En substance, Marc dit la même chose que Matthieu : Élie est déjà venu, c'est Jean Baptiste ; et le Messie Jésus aura le même sort que lui. Toutefois, le parallèle entre l'échec et le martyre des deux personnages est beaucoup plus accentué et constitue comme le pivot autour duquel gravite toute la conception, que se fait Jésus, du rôle d'Élie et de celui du Messie, dans une réinterprétation, aussi inattendue que souverainement autoritaire, de toute la Tradition, dont lui-même, en tant que prétendant Messie, prétend se réclamer.

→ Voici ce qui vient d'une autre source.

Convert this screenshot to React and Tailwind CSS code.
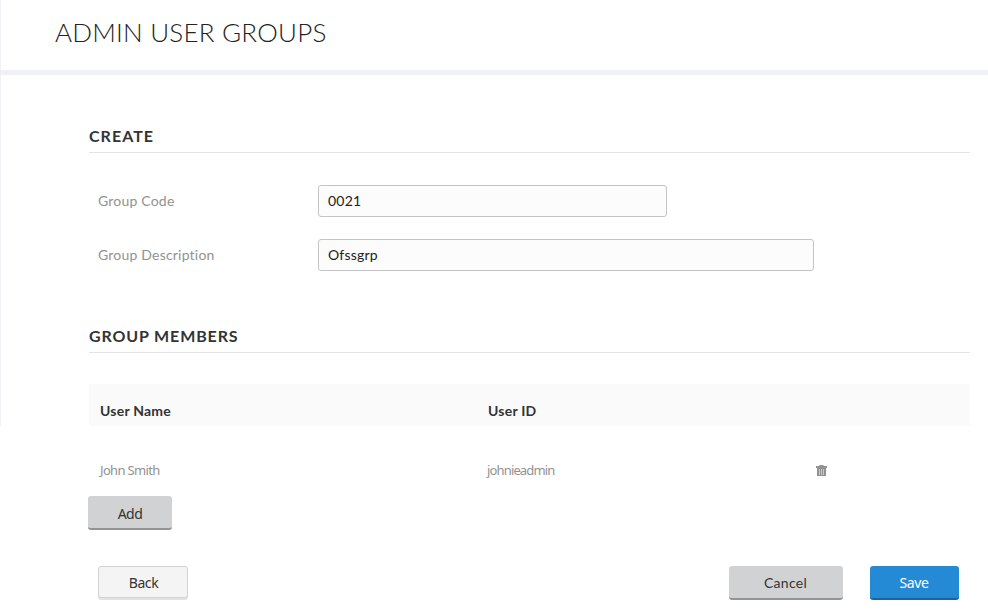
const heading =
  "h-[25px] border-b border-[#e3e3e3] text-[16px] leading-[15px] font-bold text-[#333]";
const label = "w-[229px] pl-[9px] text-[14px] leading-[32px] tracking-[0.2px] text-[#929292]";
const input =
  "h-[32px] rounded-[3px] border border-[#c4c4c4] bg-[#fcfcfc] px-[9px] pb-[2px] text-[14px] tracking-[0.2px] text-[#222] outline-none";

function TrashIcon() {
  return (
    <svg className="mt-px" width="11" height="12" viewBox="0 0 11 12" aria-label="Delete">
      <path d="M3.5 2V.5h4V2" fill="none" stroke="#999" />
      <path d="M0 1h11v2H0z" fill="#929292" />
      <path d="M1 3h9v8H1z" fill="#929292" />
      <path d="M3.5 4v6M5.5 4v6M7.5 4v6" stroke="#c9c9c9" />
    </svg>
  );
}

export default function App() {
  return (
    <div className="h-[610px] w-[988px] overflow-hidden bg-white font-['Lato',sans-serif] text-[#333]">
      <div className="h-[426px] border-l border-[#f0f0f7]">
        <header className="h-[75px] border-b-[5px] border-[#f0f1f7] pt-[16px] pl-[54px]">
          <h1 className="text-[26px] leading-[32px] font-light tracking-[0.22px] text-[#222]">
            ADMIN USER GROUPS
          </h1>
        </header>
        <main className="ml-[88px] w-[881px] pt-[53px]">
          <h2 className={`${heading} tracking-[1.04px]`}>CREATE</h2>
          <div className="mt-[32px] flex">
            <label className={label}>Group Code</label>
            <input className={`${input} w-[349px]`} defaultValue="0021" />
          </div>
          <div className="mt-[22px] flex">
            <label className={label}>Group Description</label>
            <input className={`${input} w-[496px]`} defaultValue="Ofssgrp" />
          </div>
          <h2 className={`${heading} mt-[57px] tracking-[0.87px]`}>GROUP MEMBERS</h2>
          <div className="mt-[31px] flex h-[42px] bg-[#fafafa] pt-[17px] pl-[11px] text-[14px] leading-[20px] font-bold tracking-[0.22px]">
            <span className="w-[388px]">User Name</span>
            <span>User ID</span>
          </div>
        </main>
      </div>
      <div className="flex h-[70px] items-center pt-[18px] pl-[99px] font-['Noto_Sans',sans-serif] text-[13px] text-[#929292]">
        <span className="w-[388px] pt-[2px] pl-px tracking-[-0.65px]">John Smith</span>
        <span className="w-[329px] pt-[2px] tracking-[-0.85px]">johnieadmin</span>
        <TrashIcon />
      </div>
      <button className="ml-[88px] block h-[34px] w-[84px] rounded-[3px] border-b-2 border-[#929395] bg-[#d1d2d4] pt-[2px] font-['Noto_Sans',sans-serif] text-[14px] tracking-[-0.5px]">
        Add
      </button>
      <div className="mt-[36px] flex pl-[98px] font-['Noto_Sans',sans-serif] text-[14px] tracking-[-0.4px]">
        <button className="h-[32px] w-[90px] rounded-[3px] border border-[#d2d2d2] bg-[#f4f4f4] pl-px shadow-[0_2px_0_#e2e2e2]">
          Back
        </button>
        <button className="ml-[541px] h-[34px] w-[114px] rounded-[3px] border-b-2 border-[#949494] bg-[#d1d2d4] pr-px font-['Lato',sans-serif] tracking-[0.3px]">
          Cancel
        </button>
        <button className="ml-[27px] h-[34px] w-[89px] rounded-[3px] border-b-2 border-[#1f639c] bg-[#258ad5] pr-px text-white">
          Save
        </button>
      </div>
    </div>
  );
}
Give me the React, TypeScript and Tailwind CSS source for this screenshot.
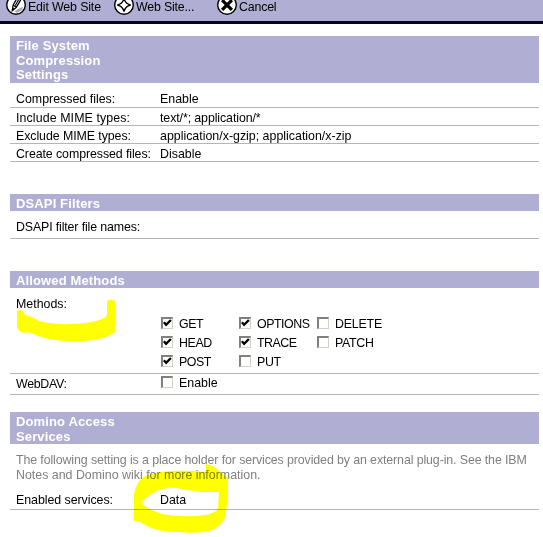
import type { ReactNode } from 'react';

function Header({ children, className }: { children: ReactNode; className: string }) {
  return (
    <div className={`bg-[#b0afd3] pl-[6px] text-[13px] leading-[14.5px] font-bold tracking-[0.13px] text-white ${className}`}>
      {children}
    </div>
  );
}

function Row({
  label,
  children,
  className = 'h-[18px] pt-[3px]',
  labelClass = '',
}: {
  label: string;
  children?: ReactNode;
  className?: string;
  labelClass?: string;
}) {
  return (
    <div className={`flex items-center border-b border-[#b5b5b5] pl-[6px] ${className}`}>
      <div className={`w-[144px] shrink-0 ${labelClass}`}>{label}</div>
      <div>{children}</div>
    </div>
  );
}

function Check({ label, on = false, className = '' }: { label: string; on?: boolean; className?: string }) {
  return (
    <div className="flex h-[19px] items-center gap-[6px]">
      <span className="mb-[3px] ml-px h-[12px] w-[12px] shrink-0 border-t-2 border-r border-b border-l-2 border-t-[#808080] border-r-[#d4d0c8] border-b-[#d4d0c8] border-l-[#808080]">
        {on && (
          <svg viewBox="0 0 9 9" className="block h-[9px] w-[9px]" fill="none">
            <path d="M.8 3.2 3.1 5.8 7.9 1" stroke="#000" strokeWidth="2.4" />
          </svg>
        )}
      </span>
      <span className={className}>{label}</span>
    </div>
  );
}

function PencilIcon() {
  return (
    <svg viewBox="0 0 22 22" className="h-[22px] w-[22px]" fill="none">
      <circle cx="11" cy="11" r="9.3" fill="#fff" stroke="#000" strokeWidth="1.4" />
      <path d="M9.5 17 18 12.5 17.2 16 12 19Z" fill="#aaa" />
      <path d="M12.5 3.5 8.2 11 7.3 16.6l4-3.2 4.4-7.6" fill="#fff" stroke="#000" strokeWidth="1.3" />
      <path d="m8.2 11 3.1 2.2M10.3 11.5l4-7M7.3 16.8l1.2-2.8" stroke="#000" strokeWidth="1.1" />
    </svg>
  );
}

function DiamondIcon() {
  return (
    <svg viewBox="0 0 22 22" className="h-[22px] w-[22px]">
      <circle cx="11" cy="11" r="9.3" fill="#fff" stroke="#000" strokeWidth="1.4" />
      <path d="M11 4.3Q12.2 9.8 17.7 11 12.2 12.2 11 17.7 9.8 12.2 4.3 11 9.8 9.8 11 4.3Z" fill="#fff" stroke="#000" strokeWidth="1.3" />
    </svg>
  );
}

function CancelIcon() {
  return (
    <svg viewBox="0 0 22 22" className="h-[22px] w-[22px]">
      <circle cx="11" cy="11" r="9.3" fill="#fff" stroke="#000" strokeWidth="1.4" />
      <path d="m6.1 6.1 9.8 9.8m0-9.8-9.8 9.8" stroke="#000" strokeWidth="3.2" />
    </svg>
  );
}

function Action({ icon, label, className, labelClass = '' }: { icon: ReactNode; label: string; className: string; labelClass?: string }) {
  return (
    <div className={`flex shrink-0 items-start gap-px ${className}`}>
      <span className="-mt-[6px] h-[22px] overflow-hidden">{icon}</span>
      <span className={`leading-[14px] ${labelClass}`}>{label}</span>
    </div>
  );
}

export default function App() {
  return (
    <div className="relative h-[537px] w-[543px] overflow-hidden bg-white font-['Liberation_Sans',Arial,sans-serif] text-[12.4px] leading-[15px] whitespace-nowrap text-black">
      <div className="flex h-[24px] overflow-hidden border-b-[3px] border-[#05051a] bg-[#b0afd3] pl-[5px]">
        <Action icon={<PencilIcon />} label="Edit Web Site" className="w-[108px]" labelClass="tracking-[-0.15px]" />
        <Action icon={<DiamondIcon />} label="Web Site..." className="w-[103px]" labelClass="tracking-[-0.2px]" />
        <Action icon={<CancelIcon />} label="Cancel" className="" labelClass="tracking-[-0.2px]" />
      </div>

      <main className="mt-[12px] ml-[10px] w-[529px]">
        <Header className="h-[47px] pt-[3px]">File System<br />Compression<br />Settings</Header>
        <Row label="Compressed files:" className="h-[25px] pt-[8px]">Enable</Row>
        <Row label="Include MIME types:" labelClass="tracking-[0.1px]">
          <span className="tracking-[-0.1px]">text/*; application/*</span>
        </Row>
        <Row label="Exclude MIME types:" labelClass="tracking-[-0.08px]">application/x-gzip; application/x-zip</Row>
        <Row label="Create compressed files:" labelClass="tracking-[-0.09px]">Disable</Row>

        <Header className="mt-[32px] h-[17px] pt-[3px]">DSAPI Filters</Header>
        <Row label="DSAPI filter file names:" className="h-[28px] pt-[6px]" labelClass="tracking-[-0.14px]" />

        <Header className="mt-[32px] h-[17px] pt-[3px]">Allowed Methods</Header>
        <div className="h-[86px] border-b border-[#b5b5b5] pt-[9px] pl-[6px]">
          <div className="h-[18px]">Methods:</div>
          <div className="ml-[144px] grid grid-cols-[78px_78px_78px]">
            <Check label="GET" on className="tracking-[-0.4px]" />
            <Check label="OPTIONS" on className="tracking-[-0.45px]" />
            <Check label="DELETE" className="tracking-[-0.2px]" />
            <Check label="HEAD" on className="tracking-[-0.4px]" />
            <Check label="TRACE" on className="tracking-[-0.5px]" />
            <Check label="PATCH" className="tracking-[-0.3px]" />
            <Check label="POST" on className="tracking-[-0.5px]" />
            <Check label="PUT" className="tracking-[-0.3px]" />
          </div>
        </div>
        <Row label="WebDAV:" className="h-[21px] pb-px" labelClass="pt-[2px] tracking-[-0.3px]">
          <Check label="Enable" />
        </Row>

        <Header className="mt-[17px] h-[32px] pt-[3px]">Domino Access<br />Services</Header>
        <p className="mt-[9px] pl-[6px] tracking-[-0.11px] text-[#808080]">
          The following setting is a place holder for services provided by an external plug-in. See the IBM
          <br />
          <span className="tracking-normal">Notes and Domino wiki for more information.</span>
        </p>
        <Row label="Enabled services:" className="h-[27px] pt-[8px]" labelClass="tracking-[-0.05px]">Data</Row>
      </main>

      {/* Highlighter strokes, multiplied over the form */}
      <svg viewBox="0 0 543 537" className="pointer-events-none absolute inset-0 h-[537px] w-[543px] mix-blend-multiply" fill="#ff0">
        <path d="M17 311Q20 309 23 311L25 315Q34 317 39 321 53 325 68 324 91 324 102 319 107 317 107 314V301Q111 298 115 301V332Q109 337 99 339 85 342 67 341 46 340 36 335 28 331 24 333 18 331 17 327Z" />
        <path fillRule="evenodd" d="M134 494Q137 480 145 476 165 468 206 472V464Q216 466 220 472L228 478V499Q226 511 225 517 222 526 210 531 195 534 178 532 160 532 149 527L140 522 134 521ZM141 503Q148 495 159 490 168 487 177 488 192 491 203 492H219L218 509Q215 513 205 515 183 518 162 514 153 511 148 508Z" />
      </svg>
    </div>
  );
}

Un autre élément capital, -- mais sur lequel, malheureusement, nous ne pouvons pas nous étendre, faute de parallèles --. Est cette affirmation, tranquille mais surprenante, qu'il existe une tradition scripturaire concernant le sort tragique d'Élie = Jean-Baptiste : « Comme il est écrit de lui ».
« Et, cependant, comment est-il écrit du Fils de l'Homme qu'il doit beaucoup souffrir et être méprisé ? »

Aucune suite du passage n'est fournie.